This online demo shows the work discussed in the following paper.
Understanding Web Query Interfaces: Best-effort Parsing with Hidden Syntax. Z. Zhang, B. He and K. C.-C. Chang. In Proceedings
of the 2004 ACM SIGMOD Conference (SIGMOD 2004), Paris, France,
June 2004. [PDF]
In particular, the demo shows the query capabilities extracted from query interfaces of various domains using a single carefully crafted global grammar. The demo contains about 100 extracted query interfaces from TEL-8 Query Interface Dataset.
Content of Demo
In the demo, we show
- A complete example of parsing aa.com interface, which includes:
- The fragment of the interface that contains only the query form.
Our form extractor works on the separated form instead of the original interface because the separated form is much cleaner and contains only relevant information to the form extractor. We implement a tool form separator to isolate the form part out of a query interface.
- A set of tokens that the parser works on.
Tokenization is a preprocessing step to prepare a set of tokens to the parser. To make it more concrete, we show the tokenization result for aa.com. The result is in an XML format. It records, for each token, a set of <attribute, value> pairs. The common attributes shared by all the tokens are: type indicating the type of the token, position (left, right, top, bottom) recording its coordinates in the original HTML page, and path recording its path in the HTML parse tree. Other attributes include, for example, value for text tokens to record their string value and Enumeration for selectionlist tokens to record their options.
- The extracted query capability output by the parser.
We render the result into a standard HTML format for better visualization. The result contains three parts:
Constraints: report all the conditions in the interface in the format of <Attribute, Operator, Value>.
Conflicts: report the conflicts among extracted conditions.
Missing Elements: report the elements that are not interpreted by the form extractor.
- More experimental details in the global study, which include:
- The global grammar that the best-effort parser used for parsing understanding the query interfaces.
The file is in an
XML format. Each rule element in the file specifies a production in the grammar.

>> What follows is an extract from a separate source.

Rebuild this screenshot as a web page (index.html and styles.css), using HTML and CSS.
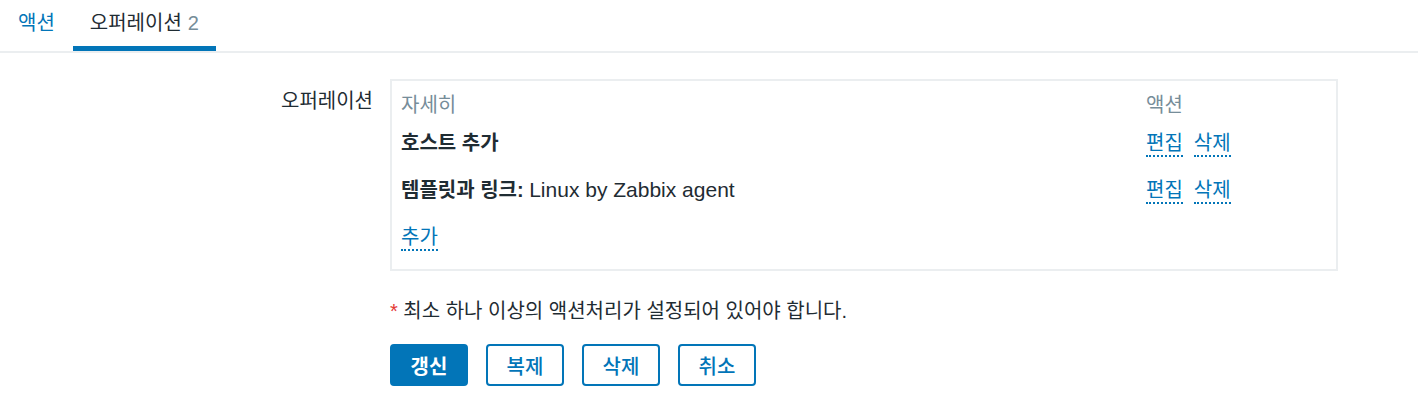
FILE: index.html
```html
<!DOCTYPE html>
<html lang="ko">

<head>
    <meta charset="UTF-8">
    <meta name="viewport" content="width=device-width, initial-scale=1.0">
    <title>액션 - 오퍼레이션</title>
    <link rel="stylesheet" href="styles.css">
</head>

<body>
    <div class="tabs">
        <a class="tab" href="#">액션</a>
        <a class="tab tab-active" href="#">오퍼레이션<span class="tab-count">2</span></a>
    </div>

    <form class="form" onsubmit="return false">
        <label class="form-label">오퍼레이션</label>
        <div class="form-field">
            <div class="op-box">
                <div class="op-row op-head">
                    <div>자세히</div>
                    <div>액션</div>
                </div>
                <div class="op-row">
                    <div><b>호스트 추가</b></div>
                    <div class="op-actions">
                        <a class="link" href="#">편집</a>
                        <a class="link" href="#">삭제</a>
                    </div>
                </div>
                <div class="op-row">
                    <div><b>템플릿과 링크:</b> <span class="op-value">Linux by Zabbix agent</span></div>
                    <div class="op-actions">
                        <a class="link" href="#">편집</a>
                        <a class="link" href="#">삭제</a>
                    </div>
                </div>
                <div class="op-row">
                    <div><a class="link" href="#">추가</a></div>
                </div>
            </div>
        </div>

        <div class="form-field form-note">
            <span class="asterisk">*</span> 최소 하나 이상의 액션처리가 설정되어 있어야 합니다.
        </div>

        <div class="form-field form-buttons">
            <button class="btn btn-main" type="submit">갱신</button>
            <button class="btn" type="button">복제</button>
            <button class="btn" type="button">삭제</button>
            <button class="btn" type="button">취소</button>
        </div>
    </form>
</body>

</html>
```

FILE: styles.css
```css
body {
    margin: 0;
    font-family: "Liberation Sans", "Noto Sans CJK KR", sans-serif;
    font-size: 20px;
    line-height: 24px;
    color: #1f2c33;
    background-color: #ffffff;
}

a {
    color: #0275b8;
    text-decoration: none;
}

/* tabs */
.tabs {
    display: flex;
    gap: 1px;
    padding-left: 1px;
    border-bottom: 2px solid #ebeef0;
}

.tab {
    padding: 0 17px;
    line-height: 46px;
    border-bottom: 5px solid transparent;
}

.tab-active {
    color: #1f2c33;
    border-bottom-color: #0275b8;
}

.tab-count {
    margin-left: 6px;
    color: #768d99;
}

/* form */
.form {
    display: grid;
    grid-template-columns: 373px 948px;
    column-gap: 17px;
    margin-top: 26px;
}

.form-label {
    padding-top: 10px;
    text-align: right;
}

.form-field {
    grid-column: 2;
}

.op-box {
    border: 2px solid #ebeef0;
    padding: 0 9px 3px;
}

.op-row {
    display: grid;
    grid-template-columns: 745px 181px;
    box-sizing: border-box;
    height: 47px;
    padding-top: 6px;
}

.op-head {
    height: 44px;
    padding-top: 12px;
    color: #768d99;
}

.op-value {
    font-size: 21px;
}

.op-actions {
    display: flex;
    align-items: flex-start;
    gap: 11px;
}

.link {
    padding-bottom: 1px;
    border-bottom: 2px dotted #0275b8;
}

.op-actions .link {
    padding-bottom: 0;
}

.form-note {
    margin-top: 28px;
}

.asterisk {
    color: #e33734;
}

.form-buttons {
    display: flex;
    gap: 18px;
    margin-top: 21px;
}

.btn {
    width: 78px;
    height: 42px;
    padding: 0;
    border: 2px solid #0275b8;
    border-radius: 4px;
    background-color: #ffffff;
    color: #0275b8;
    font-family: inherit;
    font-size: 20px;
    font-weight: 500;
}

.btn-main {
    background-color: #0275b8;
    color: #ffffff;
    font-weight: bold;
}
```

The rule element defines:
head: the head symbol of the production
body: the component symbols (by node element) and the constraints to be satisfied (by edge element) in the production. The predicates (e.g., LeftAdjacent) defining the constraints are Boolean functions separately implemented in Python.
- Query capabilities that the form extractor extracts for some of the experimental data in the global study.
Here we show some concrete results of extracted query capabilities. In particular, for each query interface, we show:
Interface Page: the original query interface.
Original Form: the fragment of the interface that contains only the query form.
Extracted Query Capability: the result output by the form extractor rendered in the standard HTML format.